Section 9(3) is full registration for pesticides not previously registered in India, requiring a complete technical dossier and Indian field trials. Section 9(4) is me-too registration for products already registered under Section 9(3) by another company, requiring only equivalence demonstration and a reduced data package — saving 12-24 months and significant cost.
What are the CIBRC registration fees for pesticide import?
Government registration fees range from INR 5,000 for basic registrations to INR 2,00,000+ for novel molecules. Including field trial costs (INR 25-50 lakh), regulatory consultant fees, and documentation, the total cost for a new molecule registration ranges from INR 30-55 lakh (approximately USD 36,000-66,000). Me-too registrations cost INR 5-15 lakh.

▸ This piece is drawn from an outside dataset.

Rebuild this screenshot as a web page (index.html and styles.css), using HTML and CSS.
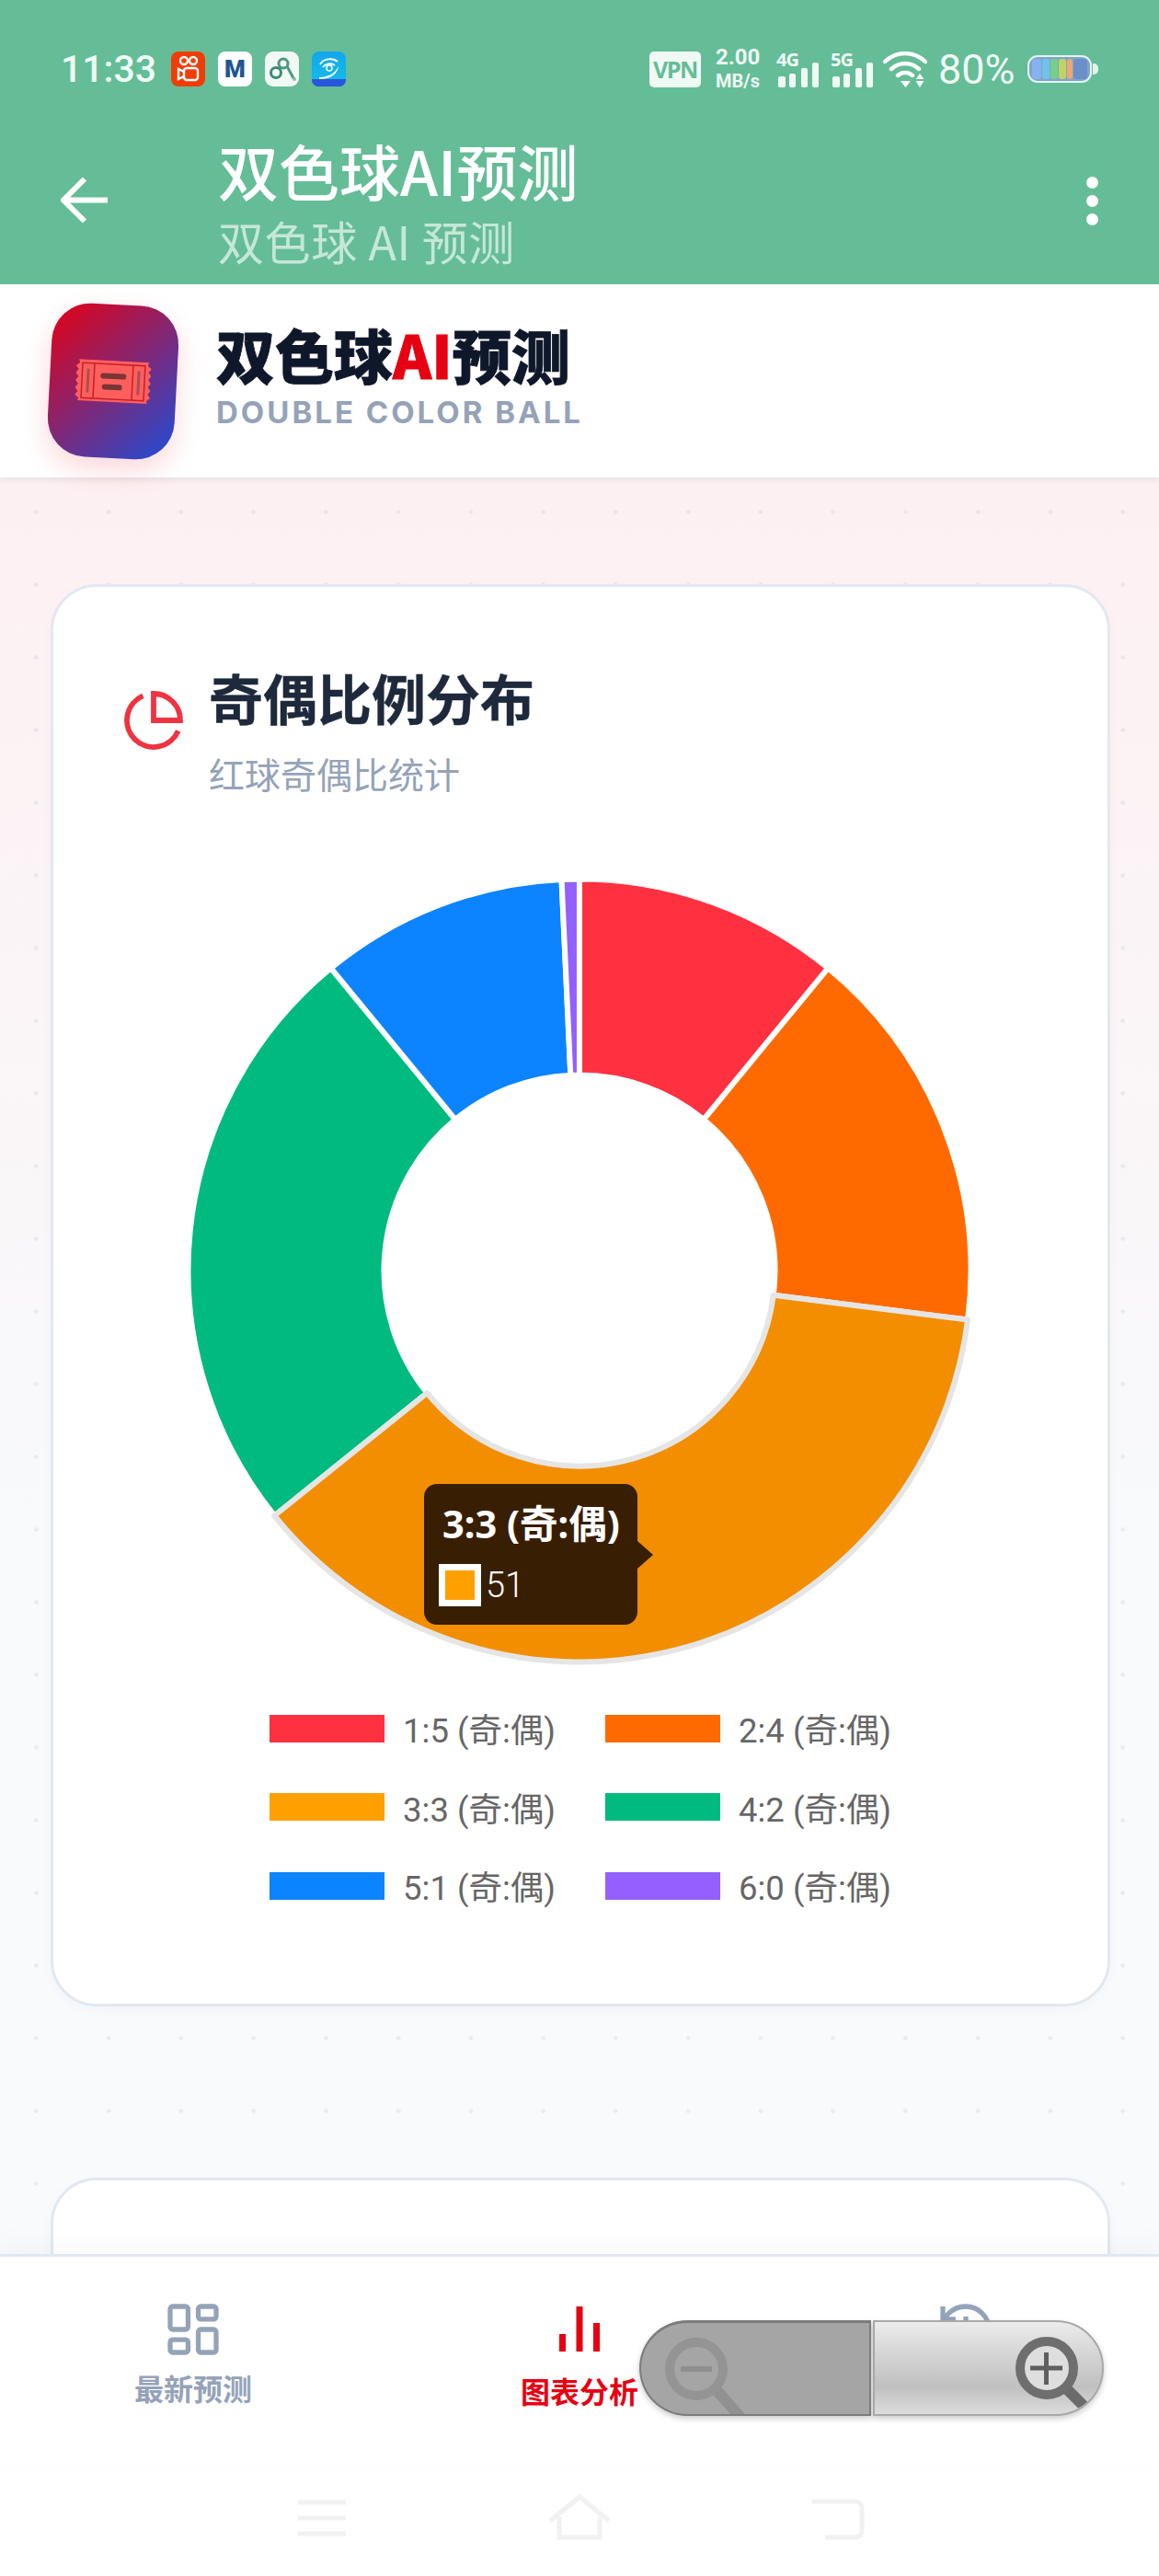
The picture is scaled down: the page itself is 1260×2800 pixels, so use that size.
FILE: index.html
```html
<!DOCTYPE html>
<html lang="zh-CN">
<head>
  <meta charset="UTF-8" />
  <meta name="viewport" content="width=device-width, initial-scale=1.0">
  <title>双色球AI预测</title>
  <link rel="stylesheet" href="styles.css">
</head>
<body>
  <div class="top-green">
    <div class="status-bar">
      <div class="status-left">
        <span class="clock">11:33</span>
        <svg class="app-icon" viewBox="0 0 37 38"><rect width="37" height="38" rx="8" fill="#f23c05"/><circle cx="14" cy="10" r="4" fill="none" stroke="#fff" stroke-width="2.4"/><circle cx="24" cy="10" r="4" fill="none" stroke="#fff" stroke-width="2.4"/><rect x="14" y="18" width="15" height="13" rx="3" fill="none" stroke="#fff" stroke-width="2.4"/><path d="M14 22l-6-3v11l6-3" fill="none" stroke="#fff" stroke-width="2.4"/></svg>
        <span class="app-tile"><span class="app-m">M</span></span>
        <svg class="app-icon" viewBox="0 0 37 38"><rect width="37" height="38" rx="9" fill="#f2f8f4"/><circle cx="20" cy="13" r="5" fill="none" stroke="#4c9a82" stroke-width="3"/><circle cx="12" cy="23" r="5.5" fill="none" stroke="#3f8a78" stroke-width="3"/><path d="M24 16l7 13" stroke="#4c9a82" stroke-width="3"/><circle cx="32" cy="30" r="2" fill="#8fb8a8"/></svg>
        <svg class="app-icon" viewBox="0 0 37 38"><defs><linearGradient id="blueApp" x1="0" y1="0" x2="0" y2="1"><stop offset="0" stop-color="#13a6ee"/><stop offset="1" stop-color="#12c0e6"/></linearGradient></defs><rect width="37" height="38" rx="8" fill="url(#blueApp)"/><path d="M0 30h37v1a7 7 0 0 1-7 7H7a7 7 0 0 1-7-7z" fill="#2a56dc"/><path d="M9 14c3-6 14-8 19-3M12 17c3-4 9-5 13-2" fill="none" stroke="#fff" stroke-width="2"/><path d="M8 28c7 0 16-2 21-12-1 8-8 14-21 14z" fill="#fff"/><circle cx="19" cy="18" r="3" fill="none" stroke="#fff" stroke-width="1.6"/></svg>
      </div>
      <div class="status-right">
        <span class="vpn">VPN</span>
        <span class="speed"><span>2.00</span><span>MB/s</span></span>
        <svg class="signal" viewBox="0 -8 46 47"><text x="0" y="16">4G</text><rect x="2" y="27" width="8" height="12" rx="2"/><rect x="14" y="24" width="7" height="15" rx="2"/><rect x="27" y="18" width="7" height="21" rx="2"/><rect x="39" y="12" width="7" height="27" rx="2"/></svg>
        <svg class="signal" viewBox="0 -8 46 47"><text x="0" y="16">5G</text><rect x="2" y="27" width="8" height="12" rx="2"/><rect x="14" y="24" width="7" height="15" rx="2"/><rect x="27" y="18" width="7" height="21" rx="2"/><rect x="39" y="12" width="7" height="27" rx="2"/></svg>
        <svg class="wifi" viewBox="0 0 48 39"><path d="M2 11c13-12 31-12 44 0M9 19c9-8 21-8 30 0M16 26c5-4 11-4 16 0" fill="none" stroke="#fff" stroke-width="4.4" stroke-linecap="round"/><path d="M19 32h11l-5.500 7zM40 24l4.500 6h-9zM35.500 32h9l-4.500 7z" fill="#fff"/></svg>
        <span class="battery-pct">80%</span>
        <span class="battery">
          <span class="cell cell-a"></span><span class="cell cell-b"></span><span class="cell cell-c"></span><span class="cell cell-d"></span><span class="cell cell-e"></span><span class="cell cell-f"></span>
        </span>
      </div>
    </div>
    <div class="app-bar">
      <svg class="back" viewBox="0 0 53 51"><path d="M51 25.500H5M26 2.500L3 25.500l23 23" fill="none" stroke="#fff" stroke-width="6"/></svg>
      <div class="app-titles">
        <div class="app-title">双色球AI预测</div>
        <div class="app-sub">双色球 AI 预测</div>
      </div>
      <div class="more"><span></span><span></span><span></span></div>
    </div>
  </div>

  <header class="brand">
    <div class="logo">
      <svg class="ticket" viewBox="0 0 82 46">
        <path d="M3 0H79L78 4l4 3-3 4 3 4-3 4 3 4-3 4 3 4-3 4 3 4-4 3 1 3H3l1-3-4-3 3-4-3-4 3-4-3-4 3-4-3-4 3-4-3-4 4-3z" fill="#ff5f5c"/>
        <rect x="7" y="4" width="68" height="38" fill="none" stroke="#c4202c" stroke-width="1.5"/>
        <path d="M20 4v38M62 4v38" stroke="#c4202c" stroke-width="1.5"/>
        <rect x="12" y="10" width="3" height="26" fill="#a85050"/>
        <rect x="67" y="10" width="3" height="26" fill="#a85050"/>
        <rect x="27" y="14" width="28" height="6" rx="3" fill="#7a3535"/>
        <rect x="29" y="26" width="22" height="6" rx="3" fill="#7a3535"/>
      </svg>
    </div>
    <div class="brand-text">
      <h1>双色球<span class="ai">AI</span>预测</h1>
      <div class="brand-en">DOUBLE COLOR BALL</div>
    </div>
  </header>

  <main class="content">
    <section class="card">
      <div class="card-head">
        <svg class="pie-icon" viewBox="2 2 20 20"><path d="M21.210 15.890A10 10 0 1 1 8 2.830"/><path d="M22 12A10 10 0 0 0 12 2v10z"/></svg>
        <div>
          <h2>奇偶比例分布</h2>
          <div class="card-sub">红球奇偶比统计</div>
        </div>
      </div>
      <div class="chart">
        <svg class="donut" viewBox="-440 -440 880 880">
          <path class="slice" fill="#ff3040" d="M0 -425.500A425.500 425.500 0 0 1 270.200 -328.700L135 -164.100A212.500 212.500 0 0 0 0 -212.500Z"/>
          <path class="slice" fill="#ff6a00" d="M270.200 -328.700A425.500 425.500 0 0 1 422.100 53.500L210.800 26.700A212.500 212.500 0 0 0 135 -164.100Z"/>
          <path class="slice" fill="#00ba7f" d="M-331.700 266.500A425.500 425.500 0 0 1 -270.200 -328.700L-135 -164.100A212.500 212.500 0 0 0 -165.700 133.100Z"/>
          <path class="slice" fill="#0d84ff" d="M-270.200 -328.700A425.500 425.500 0 0 1 -19.500 -425.100L-9.700 -212.300A212.500 212.500 0 0 0 -135 -164.100Z"/>
          <path class="slice" fill="#9360ff" d="M-19.500 -425.100A425.500 425.500 0 0 1 0 -425.500L0 -212.500A212.500 212.500 0 0 0 -9.700 -212.300Z"/>
          <path class="slice slice-on" fill="#f28e00" d="M422.100 53.500A425.500 425.500 0 0 1 -331.700 266.500L-165.700 133.100A212.500 212.500 0 0 0 210.800 26.700Z"/>
        </svg>
        <div class="tooltip">
          <div class="tooltip-title">3:3 (奇:偶)</div>
          <div class="tooltip-row"><span class="tooltip-swatch"></span><span>51</span></div>
        </div>
      </div>
      <div class="legend">
        <div class="legend-item"><span class="swatch c-red"></span>1:5 (奇:偶)</div>
        <div class="legend-item"><span class="swatch c-orange"></span>2:4 (奇:偶)</div>
        <div class="legend-item"><span class="swatch c-amber"></span>3:3 (奇:偶)</div>
        <div class="legend-item"><span class="swatch c-green"></span>4:2 (奇:偶)</div>
        <div class="legend-item"><span class="swatch c-blue"></span>5:1 (奇:偶)</div>
        <div class="legend-item"><span class="swatch c-purple"></span>6:0 (奇:偶)</div>
      </div>
    </section>
    <section class="card card-next"></section>
  </main>

  <nav class="tabs">
    <div class="tab">
      <svg class="tab-icon tab-line" viewBox="3 3 18 18"><rect x="3" y="3" width="7" height="9" rx="1"/><rect x="14" y="3" width="7" height="5" rx="1"/><rect x="14" y="12" width="7" height="9" rx="1"/><rect x="3" y="16" width="7" height="5" rx="1"/></svg>
      <span class="tab-label">最新预测</span>
    </div>
    <div class="tab tab-on">
      <svg class="tab-icon" viewBox="0 0 56 56"><rect x="6" y="33" width="7" height="19"/><rect x="24.500" y="3" width="7" height="49"/><rect x="43" y="21" width="7" height="31"/></svg>
      <span class="tab-label">图表分析</span>
    </div>
    <div class="tab">
      <svg class="tab-icon tab-line" viewBox="3 3 18 18"><path d="M3 12a9 9 0 1 0 9-9 9.750 9.750 0 0 0-6.740 2.740L3 8"/><path d="M3 3v5h5"/><path d="M12 7v5l4 2"/></svg>
    </div>
  </nav>

  <div class="sys-nav">
    <svg class="sys-icon" viewBox="0 0 52 40"><path d="M0 3h52M0 20h52M0 37h52"/></svg>
    <svg class="sys-icon sys-home" viewBox="0 0 68 46"><path d="M2 26L34 0l32 26M12 22v22h44V22"/></svg>
    <svg class="sys-icon sys-back" viewBox="0 0 56 46"><path d="M0 5h47a7 7 0 0 1 7 7v25a7 7 0 0 1-7 7H14"/></svg>
  </div>

  <div class="zoom-ctl">
    <div class="zoom-half zoom-out">
      <svg class="zoom-svg" viewBox="0 0 130 104"><path d="M82 76l30 34" stroke="#919191" stroke-width="12" fill="none"/><circle cx="60" cy="53" r="29" fill="none" stroke="#949494" stroke-width="10"/><path d="M43 53h34" stroke="#8f8f8f" stroke-width="6"/></svg>
    </div>
    <div class="zoom-half zoom-in">
      <svg class="zoom-svg" viewBox="0 0 130 104"><path d="M92 76l30 30" stroke="#6b6b6b" stroke-width="12" fill="none"/><circle cx="70" cy="53" r="29" fill="#dedede" stroke="#6e6e6e" stroke-width="10"/><path d="M52 53h35M69.500 36v35" stroke="#5f5f5f" stroke-width="5"/></svg>
    </div>
  </div>
</body>
</html>
```

FILE: styles.css
```css
html, body { margin: 0; height: 2800px; overflow: hidden; }
body { display: flex; flex-direction: column; position: relative; font-family: Roboto, "Noto Sans CJK SC", sans-serif; background: #fff; color: #1e293b; }

.top-green { flex: none; height: 309px; background: #64bd97; color: #fff; }
.status-bar { height: 150px; padding: 0 66px; display: flex; justify-content: space-between; align-items: center; }
.status-left { display: flex; align-items: center; gap: 14px; }
.clock { font-size: 41px; font-weight: 500; color: #f0faf5; width: 106px; }
.app-icon { width: 37px; height: 38px; display: block; }
.app-tile { width: 37px; height: 38px; border-radius: 8px; background: #fff; display: flex; align-items: center; justify-content: center; }
.app-m { font-size: 26px; font-weight: 900; color: #20568f; line-height: 1; }
.status-right { display: flex; align-items: center; }
.vpn { width: 56px; height: 39px; border-radius: 5px; background: #f0faf5; color: #64bd97; font-family: "Open Sans", sans-serif; font-size: 25px; font-weight: 700; line-height: 39px; text-align: center; letter-spacing: -1.500px; margin-right: 16px; }
.speed { display: flex; flex-direction: column; width: 50px; margin-right: 16px; font-family: Roboto, sans-serif; font-weight: 700; color: #f0faf5; }
.speed span:first-child { font-size: 24px; line-height: 26px; }
.speed span:last-child { font-size: 20px; line-height: 26px; white-space: nowrap; }
.signal { width: 46px; height: 47px; margin: -8px 13px 0 0; fill: #f0faf5; }
.signal text { font-family: "Open Sans", sans-serif; font-size: 20px; font-weight: 700; letter-spacing: -1px; }
.wifi { width: 48px; height: 39px; margin: 0 12px 0 -2px; }
.battery-pct { font-size: 45px; font-weight: 400; color: #f0faf5; margin-right: 12px; width: 85px; white-space: nowrap; }
.battery { position: relative; width: 70px; height: 30px; box-sizing: border-box; border: 2px solid #e3f4ec; border-radius: 11px; display: flex; padding: 2px 3px; gap: 1px; margin-right: 7px; background: #7ea5c9; }
.battery::after { content: ""; position: absolute; right: -9px; top: 7px; width: 6px; height: 12px; border-radius: 0 5px 5px 0; background: #e3f4ec; }
.cell { display: block; flex: 1; border-radius: 3px; }
.cell-a { background: #86b3f0; flex: 1.3; }
.cell-b { background: #6fc3ea; }
.cell-c { background: #76cf86; }
.cell-d { background: #bfd465; }
.cell-e { background: #f0a76f; flex: .8; }
.cell-f { background: #6b8fc8; flex: 1.9; }

.app-bar { height: 159px; padding: 0 66px 22px; box-sizing: border-box; display: flex; align-items: center; }
.back { width: 53px; height: 51px; margin-right: 118px; margin-bottom: 3px; }
.app-titles { flex: 1; }
.app-title { font-size: 66px; line-height: 72px; font-weight: 500; color: #fff; font-family: "Noto Sans CJK SC", sans-serif; }
.app-sub { font-size: 50px; line-height: 58px; margin-top: 12px; letter-spacing: .6px; color: #c6e7d7; font-family: "Noto Sans CJK SC", sans-serif; font-weight: 400; }
.more { display: flex; flex-direction: column; gap: 7px; margin-bottom: 1px; }
.more span { display: block; width: 13px; height: 13px; border-radius: 50%; background: #fff; }

.brand { flex: none; height: 210px; padding-left: 54px; box-sizing: border-box; display: flex; align-items: center; gap: 43px; background: #fff; box-shadow: 0 3px 6px rgba(148, 163, 184, .2); position: relative; z-index: 1; }
.logo { flex: none; width: 138px; height: 167px; border-radius: 42px; background: linear-gradient(135deg, #e60012 0%, #1d4ed8 100%); transform: rotate(3deg); box-shadow: 0 12px 30px rgba(230, 0, 18, .16); display: flex; align-items: center; justify-content: center; }
.ticket { width: 82px; height: 46px; }
.brand-text { margin-bottom: 13px; }
.brand h1 { margin: 0; font-size: 64px; line-height: 74px; font-weight: 900; color: #0f172a; font-family: "Noto Sans CJK SC", sans-serif; -webkit-text-stroke: .8px #0f172a; }
.ai { color: #e60012; -webkit-text-stroke: .8px #e60012; }
.brand-en { margin-top: 7px; font-family: Inter, sans-serif; font-size: 33px; line-height: 40px; font-weight: 700; letter-spacing: 3px; color: #94a3b8; white-space: nowrap; }

.content { flex: 1; min-height: 0; overflow: hidden; padding: 116px 53px 0 55px; background-color: #f8fafc; background-image: radial-gradient(circle, rgba(148, 163, 184, .16) 2px, transparent 2.500px), linear-gradient(180deg, #fdf0f2 0, #fbf5f7 30%, #f8fafc 60%); background-size: 78.750px 79px, 100% 100%; background-position: 0 -2px, 0 0; }
.card { box-sizing: border-box; height: 1546px; border: 3px solid #e2e8f0; border-radius: 50px; background: #fff; padding: 85px 0 0 79px; box-shadow: 0 4px 12px rgba(148, 163, 184, .06); }
.card-next { height: 500px; margin-top: 186px; padding: 0; }
.card-head { display: flex; gap: 31px; align-items: flex-start; }
.pie-icon { width: 58px; height: 58px; margin: 31px 0 0 1px; fill: none; stroke: #ef3340; stroke-width: 2; overflow: visible; flex: none; }
.card-head h2 { margin: 0; font-size: 59px; line-height: 70px; font-weight: 700; color: #1e293b; font-family: "Noto Sans CJK SC", sans-serif; -webkit-text-stroke: .4px #1e293b; }
.card-sub { margin-top: 22px; font-size: 39px; line-height: 50px; color: #94a3b8; font-family: "Noto Sans CJK SC", sans-serif; }

.chart { position: relative; width: 880px; height: 880px; margin: 76px 0 0 52.500px; }
.donut { display: block; width: 880px; height: 880px; }
.slice { stroke: #fff; stroke-width: 6; stroke-linejoin: round; }
.slice-on { stroke: #e5e5e5; }
.tooltip { position: absolute; left: 271.500px; top: 671.500px; width: 232px; height: 153px; box-sizing: border-box; padding: 16px 0 0 16px; border-radius: 14px; background: #381e02; color: #fff; font-family: "Noto Sans", "Noto Sans CJK SC", sans-serif; }
.tooltip::after { content: ""; position: absolute; right: -17px; top: 62px; border-left: 17px solid #381e02; border-top: 15px solid transparent; border-bottom: 15px solid transparent; }
.tooltip-title { margin-left: 4px; font-size: 41.500px; line-height: 54px; font-weight: 700; white-space: nowrap; }
.tooltip-row { display: flex; align-items: center; gap: 5px; margin-top: 17px; font-size: 38px; line-height: 46px; font-family: Roboto, sans-serif; font-weight: 300; }
.tooltip-swatch { width: 46px; height: 46px; box-sizing: border-box; border: 7px solid #fff; background: #ff9f00; }

.legend { width: 760px; margin: 42.500px 0 0 114px; display: flex; flex-wrap: wrap; justify-content: center; gap: 55.500px 54px; }
.legend-item { display: flex; align-items: center; gap: 20px; height: 30px; font-size: 36.500px; font-family: Roboto, "Noto Sans CJK SC", sans-serif; font-weight: 400; color: #666; white-space: nowrap; }
.swatch { width: 125px; height: 30px; flex: none; }
.c-red { background: #ff3040; }
.c-orange { background: #ff6a00; }
.c-amber { background: #ff9f00; }
.c-green { background: #00ba7f; }
.c-blue { background: #0d84ff; }
.c-purple { background: #9360ff; }

.tabs { flex: none; height: 230px; box-sizing: border-box; border-top: 3px solid #e2e8f0; background: #fff; display: flex; padding-top: 51px; box-shadow: 0 -8px 24px rgba(148, 163, 184, .08); position: relative; }
.tab { flex: 1; display: flex; flex-direction: column; align-items: center; gap: 15px; }
.tab-icon { width: 56px; height: 56px; overflow: visible; flex: none; }
.tab-line { width: 50px; height: 50px; margin: 3px; fill: none; stroke: #94a3b8; stroke-width: 1.900; }
.tab-label { font-size: 32px; line-height: 40px; font-weight: 700; color: #94a3b8; font-family: "Noto Sans CJK SC", sans-serif; }
.tab-on .tab-icon { fill: #e60012; }
.tab-on .tab-label { color: #e60012; margin-top: 3px; }

.sys-nav { flex: none; height: 120px; display: flex; align-items: center; padding: 0 321px 0 324px; justify-content: space-between; background: #fff; }
.sys-icon { width: 52px; height: 40px; fill: none; stroke: #f1f1f1; stroke-width: 5; overflow: visible; margin-top: -6px; }
.sys-home { width: 68px; height: 46px; }
.sys-back { width: 56px; height: 46px; }

.zoom-ctl { position: absolute; left: 695px; top: 2522px; width: 505px; height: 104px; display: flex; gap: 2px; filter: drop-shadow(0 3px 3px rgba(0, 0, 0, .2)); }
.zoom-half { flex: 1; box-sizing: border-box; overflow: hidden; display: flex; border: 2px solid #8a8a8a; }
.zoom-out { border-radius: 52px 0 0 52px; background: #a5a5a5; border-top-width: 3px; border-color: #7c7c7c; justify-content: flex-start; }
.zoom-in { border-radius: 0 52px 52px 0; background: linear-gradient(180deg, #ececec 0, #d8d8d8 30%, #c0c0c0 70%, #dcdcdc 100%); border-color: #a8a8a8; justify-content: flex-end; }
.zoom-svg { width: 130px; height: 104px; flex: none; margin-top: -3px; }
```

Can a foreign firm manufacture pesticides in India instead of importing?
Yes. Foreign firms can register for TIM (manufacture of technical material in India) or FIM (formulation manufacturing in India) categories. Many firms transition from import (FI/TI) to local manufacturing to save on import duties (10-30%), reduce logistics costs, and access India's chemical manufacturing clusters in Gujarat and Maharashtra.
What is provisional registration under Section 9(3B)?
Section 9(3B) grants provisional registration for up to 2 years, enabling market access while the applicant completes remaining studies. This is used for products addressing critical pest management needs. The applicant must submit all outstanding data during the provisional period for conversion to full Section 9(3) registration.